Repeat each line exactly, leaving nothing out.

Web page code records
####
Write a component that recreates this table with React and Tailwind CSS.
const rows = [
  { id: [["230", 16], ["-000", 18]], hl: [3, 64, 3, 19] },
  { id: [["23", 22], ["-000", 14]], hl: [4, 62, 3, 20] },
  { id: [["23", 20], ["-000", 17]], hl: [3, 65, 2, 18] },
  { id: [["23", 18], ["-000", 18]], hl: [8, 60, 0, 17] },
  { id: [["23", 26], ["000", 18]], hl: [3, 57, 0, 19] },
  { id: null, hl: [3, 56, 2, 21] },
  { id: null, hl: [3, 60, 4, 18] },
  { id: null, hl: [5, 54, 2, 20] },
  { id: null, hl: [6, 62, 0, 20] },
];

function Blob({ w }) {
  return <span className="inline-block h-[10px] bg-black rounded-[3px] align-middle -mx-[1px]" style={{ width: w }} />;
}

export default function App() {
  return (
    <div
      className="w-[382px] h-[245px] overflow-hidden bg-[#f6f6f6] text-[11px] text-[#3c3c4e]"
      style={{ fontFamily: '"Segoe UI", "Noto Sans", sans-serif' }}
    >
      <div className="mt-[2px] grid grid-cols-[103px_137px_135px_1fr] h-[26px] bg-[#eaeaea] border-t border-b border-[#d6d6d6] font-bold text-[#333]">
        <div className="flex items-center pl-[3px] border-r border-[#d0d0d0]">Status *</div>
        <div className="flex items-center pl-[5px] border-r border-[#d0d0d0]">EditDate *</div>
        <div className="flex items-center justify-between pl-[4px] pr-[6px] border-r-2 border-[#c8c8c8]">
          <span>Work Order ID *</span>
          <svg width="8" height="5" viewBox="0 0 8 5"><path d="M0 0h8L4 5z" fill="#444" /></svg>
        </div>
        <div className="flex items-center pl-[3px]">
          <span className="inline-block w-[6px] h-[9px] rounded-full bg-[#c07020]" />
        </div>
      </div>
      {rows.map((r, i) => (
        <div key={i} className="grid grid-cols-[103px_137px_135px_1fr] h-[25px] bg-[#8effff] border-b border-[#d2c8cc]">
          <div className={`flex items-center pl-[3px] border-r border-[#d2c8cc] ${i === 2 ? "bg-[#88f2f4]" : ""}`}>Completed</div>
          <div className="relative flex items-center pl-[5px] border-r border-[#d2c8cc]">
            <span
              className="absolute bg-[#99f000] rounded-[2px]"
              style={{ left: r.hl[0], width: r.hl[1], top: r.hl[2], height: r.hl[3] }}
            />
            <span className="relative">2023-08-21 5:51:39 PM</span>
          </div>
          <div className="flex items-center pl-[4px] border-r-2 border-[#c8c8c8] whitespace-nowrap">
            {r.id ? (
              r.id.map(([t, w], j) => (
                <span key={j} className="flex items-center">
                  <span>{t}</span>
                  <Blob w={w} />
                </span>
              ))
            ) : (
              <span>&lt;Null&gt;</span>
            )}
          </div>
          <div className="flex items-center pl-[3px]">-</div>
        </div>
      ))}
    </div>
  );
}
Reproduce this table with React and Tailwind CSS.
####
_WRITTEN RESPONSE:_
Write a component that recreates this table with React and Tailwind CSS.
const rows = [
  { id: [["230", 16], ["-000", 18]], hl: [3, 64, 3, 19] },
  { id: [["23", 22], ["-000", 14]], hl: [4, 62, 3, 20] },
  { id: [["23", 20], ["-000", 17]], hl: [3, 65, 2, 18] },
  { id: [["23", 18], ["-000", 18]], hl: [8, 60, 0, 17] },
  { id: [["23", 26], ["000", 18]], hl: [3, 57, 0, 19] },
  { id: null, hl: [3, 56, 2, 21] },
  { id: null, hl: [3, 60, 4, 18] },
  { id: null, hl: [5, 54, 2, 20] },
  { id: null, hl: [6, 62, 0, 20] },
];

function Blob({ w }) {
  return <span className="inline-block h-[10px] bg-black rounded-[3px] align-middle -mx-[1px]" style={{ width: w }} />;
}

export default function App() {
  return (
    <div
      className="w-[382px] h-[245px] overflow-hidden bg-[#f6f6f6] text-[11px] text-[#3c3c4e]"
      style={{ fontFamily: '"Segoe UI", "Noto Sans", sans-serif' }}
    >
      <div className="mt-[2px] grid grid-cols-[103px_137px_135px_1fr] h-[26px] bg-[#eaeaea] border-t border-b border-[#d6d6d6] font-bold text-[#333]">
        <div className="flex items-center pl-[3px] border-r border-[#d0d0d0]">Status *</div>
        <div className="flex items-center pl-[5px] border-r border-[#d0d0d0]">EditDate *</div>
        <div className="flex items-center justify-between pl-[4px] pr-[6px] border-r-2 border-[#c8c8c8]">
          <span>Work Order ID *</span>
          <svg width="8" height="5" viewBox="0 0 8 5"><path d="M0 0h8L4 5z" fill="#444" /></svg>
        </div>
        <div className="flex items-center pl-[3px]">
          <span className="inline-block w-[6px] h-[9px] rounded-full bg-[#c07020]" />
        </div>
      </div>
      {rows.map((r, i) => (
        <div key={i} className="grid grid-cols-[103px_137px_135px_1fr] h-[25px] bg-[#8effff] border-b border-[#d2c8cc]">
          <div className={`flex items-center pl-[3px] border-r border-[#d2c8cc] ${i === 2 ? "bg-[#88f2f4]" : ""}`}>Completed</div>
          <div className="relative flex items-center pl-[5px] border-r border-[#d2c8cc]">
            <span
              className="absolute bg-[#99f000] rounded-[2px]"
              style={{ left: r.hl[0], width: r.hl[1], top: r.hl[2], height: r.hl[3] }}
            />
            <span className="relative">2023-08-21 5:51:39 PM</span>
          </div>
          <div className="flex items-center pl-[4px] border-r-2 border-[#c8c8c8] whitespace-nowrap">
            {r.id ? (
              r.id.map(([t, w], j) => (
                <span key={j} className="flex items-center">
                  <span>{t}</span>
                  <Blob w={w} />
                </span>
              ))
            ) : (
              <span>&lt;Null&gt;</span>
            )}
          </div>
          <div className="flex items-center pl-[3px]">-</div>
        </div>
      ))}
    </div>
  );
}
Reproduce this table with React and Tailwind CSS.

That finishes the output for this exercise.